*Short exercise*: Determine the count of lines holding the string "React". Return only the number.

:::::

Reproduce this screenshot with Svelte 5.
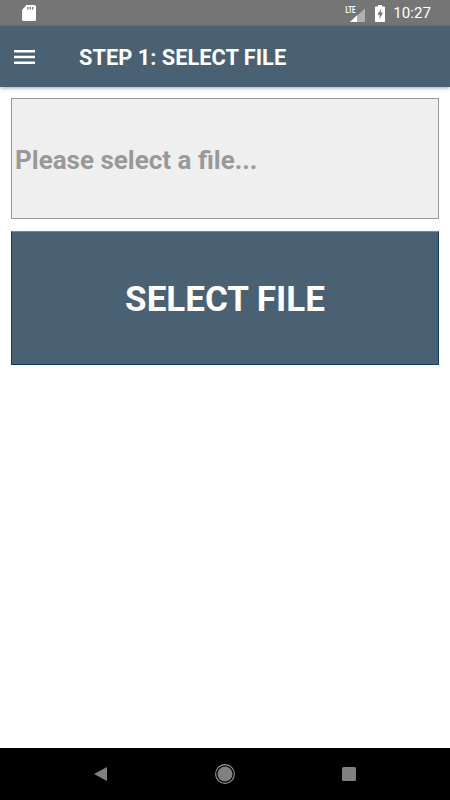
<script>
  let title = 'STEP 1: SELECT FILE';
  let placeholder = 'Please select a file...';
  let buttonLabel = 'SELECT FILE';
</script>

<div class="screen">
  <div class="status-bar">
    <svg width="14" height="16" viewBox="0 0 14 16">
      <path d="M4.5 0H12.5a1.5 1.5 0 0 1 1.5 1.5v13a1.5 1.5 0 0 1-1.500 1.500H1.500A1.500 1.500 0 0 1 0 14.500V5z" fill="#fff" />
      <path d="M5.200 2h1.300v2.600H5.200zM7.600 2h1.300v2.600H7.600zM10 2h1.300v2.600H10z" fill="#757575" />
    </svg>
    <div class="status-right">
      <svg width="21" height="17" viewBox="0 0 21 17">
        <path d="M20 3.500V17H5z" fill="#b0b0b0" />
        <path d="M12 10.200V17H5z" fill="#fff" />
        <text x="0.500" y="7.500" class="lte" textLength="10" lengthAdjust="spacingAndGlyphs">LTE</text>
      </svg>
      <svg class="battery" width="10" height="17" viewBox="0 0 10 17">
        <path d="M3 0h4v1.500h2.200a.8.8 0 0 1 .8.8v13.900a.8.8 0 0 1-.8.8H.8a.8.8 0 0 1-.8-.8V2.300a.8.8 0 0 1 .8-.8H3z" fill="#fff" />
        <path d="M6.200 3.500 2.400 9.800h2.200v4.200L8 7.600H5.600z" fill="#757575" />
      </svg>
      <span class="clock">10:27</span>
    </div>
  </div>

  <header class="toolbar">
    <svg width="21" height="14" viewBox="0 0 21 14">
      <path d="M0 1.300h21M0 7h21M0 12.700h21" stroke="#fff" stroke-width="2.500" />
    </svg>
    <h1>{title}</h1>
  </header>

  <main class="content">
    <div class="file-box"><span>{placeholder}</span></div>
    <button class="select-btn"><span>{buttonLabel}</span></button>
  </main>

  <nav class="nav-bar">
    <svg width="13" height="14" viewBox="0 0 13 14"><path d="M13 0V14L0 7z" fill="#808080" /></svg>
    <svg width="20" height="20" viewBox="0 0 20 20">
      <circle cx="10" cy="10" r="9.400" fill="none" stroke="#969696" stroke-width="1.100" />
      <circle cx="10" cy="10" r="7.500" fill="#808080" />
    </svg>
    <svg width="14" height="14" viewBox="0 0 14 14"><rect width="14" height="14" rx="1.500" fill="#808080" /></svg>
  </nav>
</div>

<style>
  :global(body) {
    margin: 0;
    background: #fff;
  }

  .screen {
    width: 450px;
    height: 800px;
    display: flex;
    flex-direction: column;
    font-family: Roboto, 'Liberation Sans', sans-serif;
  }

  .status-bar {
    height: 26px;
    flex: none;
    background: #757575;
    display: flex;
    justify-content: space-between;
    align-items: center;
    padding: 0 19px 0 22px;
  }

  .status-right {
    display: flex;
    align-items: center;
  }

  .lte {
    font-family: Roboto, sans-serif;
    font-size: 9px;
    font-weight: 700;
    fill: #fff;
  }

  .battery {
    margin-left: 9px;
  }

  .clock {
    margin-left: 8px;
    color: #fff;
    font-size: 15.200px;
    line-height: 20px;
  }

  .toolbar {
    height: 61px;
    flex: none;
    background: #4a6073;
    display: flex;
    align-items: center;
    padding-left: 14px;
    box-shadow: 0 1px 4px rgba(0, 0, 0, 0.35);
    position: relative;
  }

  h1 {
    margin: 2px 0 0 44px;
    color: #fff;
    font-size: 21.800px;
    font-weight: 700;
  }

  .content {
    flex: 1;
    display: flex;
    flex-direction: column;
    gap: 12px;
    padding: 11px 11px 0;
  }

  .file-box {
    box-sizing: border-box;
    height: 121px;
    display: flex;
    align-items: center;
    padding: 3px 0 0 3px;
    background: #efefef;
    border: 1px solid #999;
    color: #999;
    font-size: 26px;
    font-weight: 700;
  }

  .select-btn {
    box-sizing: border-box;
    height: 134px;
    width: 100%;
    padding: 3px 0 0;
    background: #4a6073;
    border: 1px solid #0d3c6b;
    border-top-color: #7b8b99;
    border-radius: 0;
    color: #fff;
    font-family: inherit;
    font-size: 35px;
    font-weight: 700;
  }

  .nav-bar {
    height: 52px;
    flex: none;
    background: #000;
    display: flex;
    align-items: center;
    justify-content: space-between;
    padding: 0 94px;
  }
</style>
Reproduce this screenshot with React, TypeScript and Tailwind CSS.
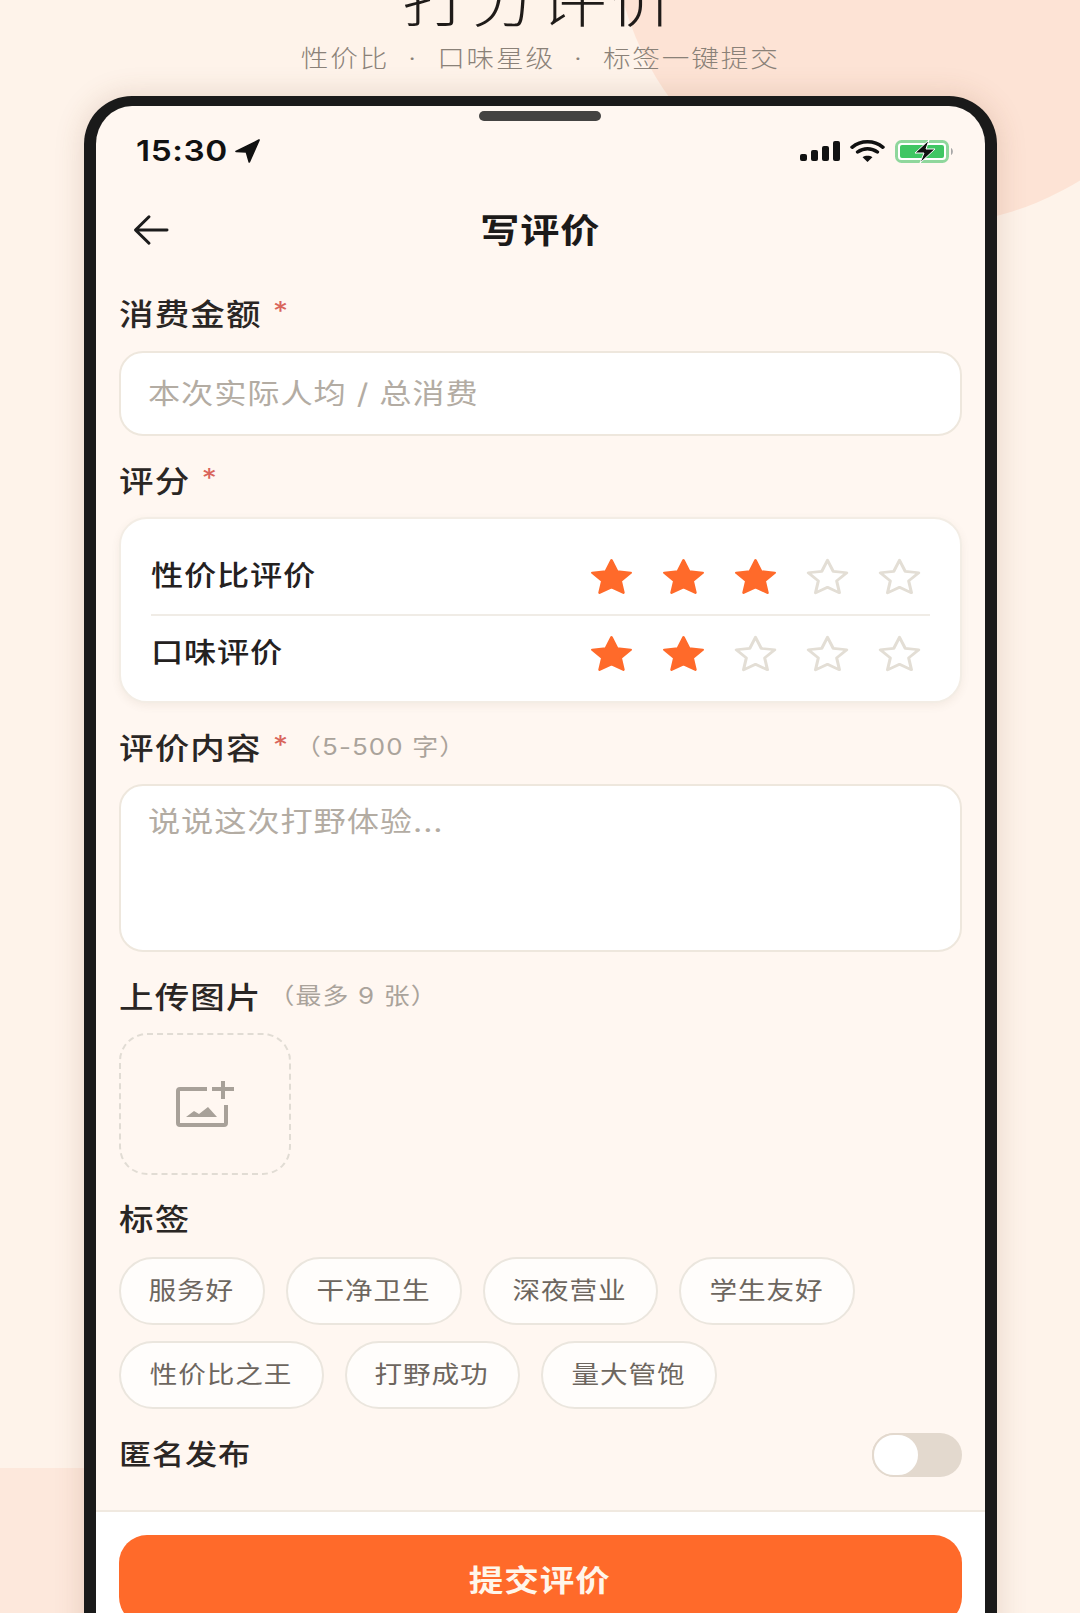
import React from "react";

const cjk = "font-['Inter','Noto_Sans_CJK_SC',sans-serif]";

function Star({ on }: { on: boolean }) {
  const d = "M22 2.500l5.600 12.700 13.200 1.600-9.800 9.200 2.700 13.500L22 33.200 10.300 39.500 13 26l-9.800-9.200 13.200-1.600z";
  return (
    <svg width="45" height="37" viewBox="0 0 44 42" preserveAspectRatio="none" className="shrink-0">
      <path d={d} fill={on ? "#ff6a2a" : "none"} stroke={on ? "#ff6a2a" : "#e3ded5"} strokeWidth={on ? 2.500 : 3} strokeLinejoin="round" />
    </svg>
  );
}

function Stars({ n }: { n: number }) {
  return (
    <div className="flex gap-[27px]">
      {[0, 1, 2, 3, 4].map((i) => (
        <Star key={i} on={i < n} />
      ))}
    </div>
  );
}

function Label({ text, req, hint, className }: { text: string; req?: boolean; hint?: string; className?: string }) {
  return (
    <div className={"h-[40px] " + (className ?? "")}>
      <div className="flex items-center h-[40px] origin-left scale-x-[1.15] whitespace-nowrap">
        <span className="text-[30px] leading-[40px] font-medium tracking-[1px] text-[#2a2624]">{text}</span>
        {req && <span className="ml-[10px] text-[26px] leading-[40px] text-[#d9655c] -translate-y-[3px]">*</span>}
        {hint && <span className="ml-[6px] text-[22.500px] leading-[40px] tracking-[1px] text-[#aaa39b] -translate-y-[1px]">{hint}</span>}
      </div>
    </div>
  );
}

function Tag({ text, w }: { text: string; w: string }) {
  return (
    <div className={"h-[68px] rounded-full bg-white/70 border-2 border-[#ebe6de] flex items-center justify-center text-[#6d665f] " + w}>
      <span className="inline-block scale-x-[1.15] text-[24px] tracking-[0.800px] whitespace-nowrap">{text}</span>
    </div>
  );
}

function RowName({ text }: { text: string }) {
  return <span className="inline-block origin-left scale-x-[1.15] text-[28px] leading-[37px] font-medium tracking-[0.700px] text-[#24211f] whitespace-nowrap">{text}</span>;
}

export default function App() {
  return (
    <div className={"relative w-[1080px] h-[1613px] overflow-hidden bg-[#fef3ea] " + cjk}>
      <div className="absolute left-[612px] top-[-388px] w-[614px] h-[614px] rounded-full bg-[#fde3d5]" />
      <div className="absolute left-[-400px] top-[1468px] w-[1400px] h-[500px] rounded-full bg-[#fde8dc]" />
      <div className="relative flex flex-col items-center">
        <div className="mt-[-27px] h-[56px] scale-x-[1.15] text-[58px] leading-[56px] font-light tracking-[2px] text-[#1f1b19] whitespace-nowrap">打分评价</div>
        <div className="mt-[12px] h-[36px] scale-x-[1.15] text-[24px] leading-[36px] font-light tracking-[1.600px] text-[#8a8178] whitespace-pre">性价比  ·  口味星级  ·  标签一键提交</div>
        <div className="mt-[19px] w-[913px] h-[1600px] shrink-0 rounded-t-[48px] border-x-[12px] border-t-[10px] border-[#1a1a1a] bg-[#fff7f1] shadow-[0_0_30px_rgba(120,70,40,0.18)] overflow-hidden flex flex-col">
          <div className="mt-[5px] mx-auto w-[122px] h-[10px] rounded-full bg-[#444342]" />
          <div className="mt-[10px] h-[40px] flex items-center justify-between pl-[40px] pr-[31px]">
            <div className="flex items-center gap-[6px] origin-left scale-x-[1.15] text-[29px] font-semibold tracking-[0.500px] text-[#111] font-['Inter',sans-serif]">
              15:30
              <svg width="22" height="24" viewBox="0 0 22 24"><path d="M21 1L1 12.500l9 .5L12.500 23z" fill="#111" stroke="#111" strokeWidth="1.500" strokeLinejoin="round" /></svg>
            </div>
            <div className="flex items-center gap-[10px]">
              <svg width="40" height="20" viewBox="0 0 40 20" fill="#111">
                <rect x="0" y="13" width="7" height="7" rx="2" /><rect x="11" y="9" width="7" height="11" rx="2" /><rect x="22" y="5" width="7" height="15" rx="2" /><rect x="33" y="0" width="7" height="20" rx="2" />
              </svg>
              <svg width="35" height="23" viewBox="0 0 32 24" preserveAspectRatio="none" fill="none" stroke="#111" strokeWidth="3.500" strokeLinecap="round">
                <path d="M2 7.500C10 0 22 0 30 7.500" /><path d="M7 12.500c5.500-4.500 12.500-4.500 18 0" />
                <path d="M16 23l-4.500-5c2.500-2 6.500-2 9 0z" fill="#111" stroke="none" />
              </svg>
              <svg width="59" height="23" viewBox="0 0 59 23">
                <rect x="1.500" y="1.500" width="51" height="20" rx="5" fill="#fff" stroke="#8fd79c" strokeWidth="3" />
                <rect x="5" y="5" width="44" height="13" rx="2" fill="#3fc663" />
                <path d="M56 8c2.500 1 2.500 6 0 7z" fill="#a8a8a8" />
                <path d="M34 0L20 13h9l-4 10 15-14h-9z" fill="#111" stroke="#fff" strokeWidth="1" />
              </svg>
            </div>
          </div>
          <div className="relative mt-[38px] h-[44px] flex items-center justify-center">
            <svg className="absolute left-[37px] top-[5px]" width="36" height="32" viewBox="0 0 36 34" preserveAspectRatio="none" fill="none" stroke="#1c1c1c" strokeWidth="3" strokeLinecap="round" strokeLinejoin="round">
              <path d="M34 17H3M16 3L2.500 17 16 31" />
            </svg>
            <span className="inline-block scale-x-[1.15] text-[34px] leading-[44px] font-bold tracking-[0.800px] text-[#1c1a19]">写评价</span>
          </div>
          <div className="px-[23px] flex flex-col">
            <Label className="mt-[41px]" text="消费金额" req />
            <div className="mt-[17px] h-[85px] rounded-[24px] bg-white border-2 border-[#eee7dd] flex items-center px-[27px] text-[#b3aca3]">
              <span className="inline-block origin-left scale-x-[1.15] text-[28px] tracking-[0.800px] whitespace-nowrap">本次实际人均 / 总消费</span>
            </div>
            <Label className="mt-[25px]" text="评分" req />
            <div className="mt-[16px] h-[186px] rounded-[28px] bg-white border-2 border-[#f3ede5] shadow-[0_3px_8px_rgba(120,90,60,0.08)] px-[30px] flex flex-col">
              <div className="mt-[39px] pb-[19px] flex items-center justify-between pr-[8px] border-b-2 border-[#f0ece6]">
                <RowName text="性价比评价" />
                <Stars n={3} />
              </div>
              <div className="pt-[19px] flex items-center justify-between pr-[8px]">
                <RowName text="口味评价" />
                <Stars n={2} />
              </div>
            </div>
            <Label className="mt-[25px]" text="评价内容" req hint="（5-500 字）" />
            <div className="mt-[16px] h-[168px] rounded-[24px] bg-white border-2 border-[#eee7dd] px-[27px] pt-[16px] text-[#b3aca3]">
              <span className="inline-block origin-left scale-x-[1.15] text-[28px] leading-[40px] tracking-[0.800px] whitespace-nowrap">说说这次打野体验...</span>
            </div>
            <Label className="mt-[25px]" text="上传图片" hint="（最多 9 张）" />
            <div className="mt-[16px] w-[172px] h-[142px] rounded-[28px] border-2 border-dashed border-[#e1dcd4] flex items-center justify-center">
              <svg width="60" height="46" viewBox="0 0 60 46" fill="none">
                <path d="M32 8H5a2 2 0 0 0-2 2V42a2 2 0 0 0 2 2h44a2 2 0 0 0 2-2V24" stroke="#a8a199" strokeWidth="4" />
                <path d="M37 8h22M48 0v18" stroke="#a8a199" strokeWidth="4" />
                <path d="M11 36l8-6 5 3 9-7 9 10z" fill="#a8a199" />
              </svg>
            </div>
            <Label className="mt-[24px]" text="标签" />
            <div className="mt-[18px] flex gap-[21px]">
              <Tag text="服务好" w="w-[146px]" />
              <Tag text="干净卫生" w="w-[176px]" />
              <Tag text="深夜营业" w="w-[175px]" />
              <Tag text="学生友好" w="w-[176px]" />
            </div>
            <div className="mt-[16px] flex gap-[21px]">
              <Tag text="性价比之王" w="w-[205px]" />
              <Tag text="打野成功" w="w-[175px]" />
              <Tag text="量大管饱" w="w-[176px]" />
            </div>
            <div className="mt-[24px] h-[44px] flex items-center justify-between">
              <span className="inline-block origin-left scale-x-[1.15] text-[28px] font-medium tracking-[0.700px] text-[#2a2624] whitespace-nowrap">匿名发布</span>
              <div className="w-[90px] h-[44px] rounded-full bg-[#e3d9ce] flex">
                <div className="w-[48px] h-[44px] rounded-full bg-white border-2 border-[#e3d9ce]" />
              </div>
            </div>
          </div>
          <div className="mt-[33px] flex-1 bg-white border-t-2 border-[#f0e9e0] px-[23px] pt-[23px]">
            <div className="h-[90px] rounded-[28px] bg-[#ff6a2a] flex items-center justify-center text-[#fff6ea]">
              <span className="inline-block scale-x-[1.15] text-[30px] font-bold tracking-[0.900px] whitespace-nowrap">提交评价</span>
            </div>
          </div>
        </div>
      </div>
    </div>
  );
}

:::::

*Full response*: 2